Our opinions are subject to:

 

(a)            the effects of bankruptcy, insolvency, reorganization, preference, fraudulent transfer, moratorium or other similar laws relating to or affecting the rights or remedies of creditors;

 

(b)            the effects of general principles of equity, whether considered in a proceeding in equity or at law (including the possible unavailability of specific performance or injunctive relief), concepts of materiality, reasonableness, good faith, fair dealing and the discretion of the court before which a proceeding is brought;

 

(c)            the invalidity under certain circumstances under law or court decisions of provisions providing for the indemnification or exculpation of, or contribution to, a party with respect to a liability where such indemnification, exculpation or contribution is contrary to public policy; and

 

(d)            we express no opinion with respect to (i) consents to, or restrictions upon, governing law, jurisdiction, venue, service of process, arbitration, remedies or judicial relief; (ii) advance waivers of claims, defenses, rights granted by law, or notice, opportunity for hearing, evidentiary requirements, statutes of limitation, trial by jury or at law, or other procedural rights; (iv) waivers of rights or defenses contained in Section 4.08 of the Indenture; and waivers of broadly or vaguely stated rights; (v) covenants not to compete; (vi) provisions for exclusivity, election or cumulation of rights or remedies; (vii) provisions authorizing or validating conclusive or discretionary determinations; (viii) grants of setoff rights; (ix) provisions to the effect that a guarantor is liable as a primary obligor, and not as a surety and provisions purporting to waive modifications of any guaranteed obligation to the extent such modification constitutes a novation; (x) provisions for the payment of attorneys’ fees where such payment is contrary to law or public policy; (xi) proxies, powers and trusts; (xii) provisions prohibiting, restricting, or requiring consent to assignment or transfer of any agreement, right or property; (xiii) provisions for liquidated damages, default interest, late charges, monetary penalties, prepayment or make-whole premiums or other economic remedies to the extent such provisions are deemed to constitute a penalty; (xiv) provisions permitting, upon acceleration of any indebtedness (including the Notes) collection of that portion of the stated principal amount thereof which might be determined to constitute unearned interest thereon; (xv) any “swap” (as such term is defined in the Commodity Exchange Act), including any guarantee thereof, by any party which is not an “eligible contract participant” (as such term is defined in the Commodity Exchange Act) or any provision of any of the Indenture, the Notes or the Guarantees (collectively, the “Documents”) that purports to share the proceeds of any guarantee or collateral provided by any party that is not an eligible contract participant with the provider of any such swap or the effect of such sharing provisions on the opinions expressed herein; and (xvi) the severability, if invalid, of provisions to the foregoing effect.

 

 

 

August 20, 2021

Page 3

 

 

 

With your consent, except to the extent we have expressly opined as to such matters with respect to the Ventas Entities herein, we have assumed (a) that the Documents have been duly authorized, executed and delivered by the parties thereto, (b) that the Documents constitute legally valid and binding obligations of the parties thereto, enforceable against each of them in accordance with their respective terms, and (c) that the status of the Documents as legally valid and binding obligations of the parties is not affected by any (i) breaches of, or defaults under, agreements or instruments, (ii) violations of statutes, rules, regulations or court or governmental orders or (iii) failures to obtain required consents, approvals or authorizations from, or make required registrations, declarations or filings with, governmental authorities.

 

This opinion is for your benefit in connection with the Registration Statement and may be relied upon by you and by persons entitled to rely upon it pursuant to the applicable provisions of the Act.
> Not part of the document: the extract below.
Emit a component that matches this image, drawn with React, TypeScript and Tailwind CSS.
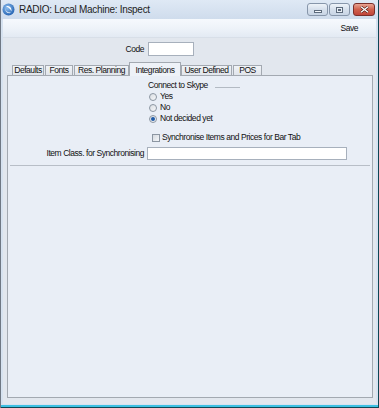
import React from "react";

const txt = "font-['Liberation_Sans',sans-serif] text-[8.5px] tracking-[-0.45px] text-[#111111] leading-none whitespace-nowrap";

function AppIcon() {
  return (
    <svg width="13" height="13" viewBox="0 0 13 13">
      <defs>
        <radialGradient id="ball" cx="40%" cy="35%" r="70%">
          <stop offset="0%" stopColor="#8fc0f0" />
          <stop offset="100%" stopColor="#1f5fb0" />
        </radialGradient>
      </defs>
      <circle cx="6.5" cy="6.5" r="6" fill="url(#ball)" />
      <path d="M4 3.2 C7.5 2.6 10 5 9.4 8.4 C8.6 6 6.8 4.4 4 3.2 Z" fill="#ffffff" />
      <path d="M3 5 C3.6 8.2 6 9.8 9 9.6 C7 11 3.4 10 3 5 Z" fill="#ffffff" opacity="0.85" />
    </svg>
  );
}

function WinButton({ kind }: { kind: "min" | "max" | "close" }) {
  const base = "h-[13px] rounded-[3px] border flex items-center justify-center";
  if (kind === "close")
    return (
      <div className={`${base} w-[22px] border-[#7a2f2a] bg-gradient-to-b from-[#e8a493] via-[#d0604c] to-[#c0443a]`}>
        <svg width="9" height="7" viewBox="0 0 9 7">
          <path d="M1 0.8 L8 6.2 M8 0.8 L1 6.2" stroke="#4a1a16" strokeWidth="2.6" />
          <path d="M1 0.8 L8 6.2 M8 0.8 L1 6.2" stroke="#ffffff" strokeWidth="1.4" />
        </svg>
      </div>
    );
  return (
    <div className={`${base} w-[21px] border-[#8796aa] bg-gradient-to-b from-[#eef3f9] via-[#d6e0ec] to-[#c8d5e5]`}>
      {kind === "min" ? (
        <div className="w-[8px] h-[3px] mt-[4px] bg-[#f4f8fc] border border-[#5d6b7c]" />
      ) : (
        <div className="w-[7px] h-[6px] bg-[#e9eff6] border border-[#5d6b7c] flex items-center justify-center">
          <div className="w-[3px] h-[2px] bg-[#5d6b7c]" />
        </div>
      )}
    </div>
  );
}

const tabs = [
  { label: "Defaults", w: "w-[32px]" },
  { label: "Fonts", w: "w-[28px]" },
  { label: "Res. Planning", w: "w-[55px]" },
  { label: "Integrations", w: "w-[52px]", active: true },
  { label: "User Defined", w: "w-[51px]" },
  { label: "POS", w: "w-[29px]" },
];

function Radio({ checked }: { checked?: boolean }) {
  return (
    <div className="w-[8px] h-[8px] rounded-full border border-[#8c96a2] bg-gradient-to-br from-[#d9dde2] to-[#f7f8fa] flex items-center justify-center">
      {checked && <div className="w-[4px] h-[4px] rounded-full bg-[#1e5aa8]" />}
    </div>
  );
}

export default function App() {
  return (
    <div className="w-[379px] h-[408px] flex flex-col bg-[#d6e2f0] border-l border-l-[#6f7884] border-r border-r-[#0e4654] overflow-hidden">
      {/* title bar */}
      <div className="h-[19px] flex items-center pl-[1px] pr-[3px] bg-gradient-to-b from-[#dfe9f5] to-[#cfdcec]">
        <AppIcon />
        <span className="ml-[4px] font-['Liberation_Sans',sans-serif] text-[10px] tracking-[-0.3px] text-[#1e1e1e] leading-none">
          RADIO: Local Machine: Inspect
        </span>
        <div className="ml-auto flex items-center gap-[1px]">
          <WinButton kind="min" />
          <WinButton kind="max" />
          <div className="w-[1px]" />
          <WinButton kind="close" />
        </div>
      </div>

      {/* client */}
      <div className="flex-1 mx-[2px] mb-[1px] flex flex-col">
        {/* toolbar */}
        <div className="h-[19px] flex items-center justify-end pr-[18px] bg-gradient-to-b from-[#f6f9fd] via-[#eef3f9] to-[#e3eaf3] border-b border-b-[#d8dfe8]">
          <span className={txt}>Save</span>
        </div>

        {/* body */}
        <div className="flex-1 flex flex-col bg-[#e2e7ee] pt-[4px] pl-[4px] pr-[3px] pb-[6px]">
          <div className="h-[14px] flex items-center">
            <div className="w-[137px] flex justify-end">
              <span className={txt}>Code</span>
            </div>
            <div className="ml-[4px] w-[46px] h-[14px] bg-white border border-[#a7b0bc]" />
          </div>

          {/* tabs */}
          <div className="mt-[6px] h-[13px] flex items-end pl-[5px] gap-[1px]">
            {tabs.map((t) =>
              t.active ? (
                <div
                  key={t.label}
                  className={`${t.w} h-[14px] -mb-[1px] -mx-[1px] relative z-10 bg-[#eef2f8] border border-[#a3a9b1] border-b-0 flex items-start justify-center pt-[3px]`}
                >
                  <span className={txt}>{t.label}</span>
                </div>
              ) : (
                <div
                  key={t.label}
                  className={`${t.w} h-[10px] bg-gradient-to-b from-[#f0f3f7] to-[#e1e5eb] border border-[#a3a9b1] border-b-0 flex items-center justify-center`}
                >
                  <span className={txt}>{t.label}</span>
                </div>
              )
            )}
          </div>

          {/* panel */}
          <div className="flex-1 bg-[#e9eef6] border border-[#a3a9b1] flex flex-col">
            <div className="mt-[4px] h-[11px] flex items-center pl-[140px]">
              <span className={txt}>Connect to Skype</span>
              <div className="ml-[7px] w-[25px] h-[1px] bg-[#b3bac3] mt-[3px]" />
            </div>
            {[
              { l: "Yes" },
              { l: "No" },
              { l: "Not decided yet", c: true },
            ].map((r) => (
              <div key={r.l} className="h-[11px] flex items-center pl-[141px] gap-[3px]">
                <Radio checked={r.c} />
                <span className={txt}>{r.l}</span>
              </div>
            ))}

            <div className="mt-[8px] h-[11px] flex items-center pl-[144px] gap-[2px]">
              <div className="w-[8px] h-[8px] border border-[#8c96a2] bg-gradient-to-br from-[#d6dae0] to-[#f4f6f9]" />
              <span className={txt}>Synchronise Items and Prices for Bar Tab</span>
            </div>

            <div className="mt-[4px] h-[13px] flex items-center">
              <div className="w-[136px] flex justify-end">
                <span className={txt}>Item Class. for Synchronising</span>
              </div>
              <div className="ml-[3px] w-[200px] h-[13px] bg-white border border-[#a7b0bc]" />
            </div>

            <div className="mt-[5px] mx-[2px] h-[1px] bg-[#b8bec7]" />
          </div>
        </div>
      </div>
      <div className="h-[2px] bg-[#3cc0e2]" />
      <div className="h-[1px] bg-[#0e4654]" />
    </div>
  );
}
We consent to your filing this opinion as an exhibit to the Parent Guarantor’s Current Report on Form 8-K filed with the Commission on the date hereof, and to the reference to our firm contained in the Prospectus under the heading “Legal Matters.” In giving such consent, we do not thereby admit that we are in the category of persons whose consent is required under Section 7 of the Act or the rules and regulations of the Commission promulgated thereunder.

 

Very truly yours,

 

/s/ Latham & Watkins, LLP

 

 

 

August 20, 2021

Page 4

 

 

 

EXHIBIT A

 

Specified Issuer Free Writing Prospectuses

 

1.            Term Sheet, dated August 11, 2021, filed with the Commission on August 11, 2021, relating to the Notes.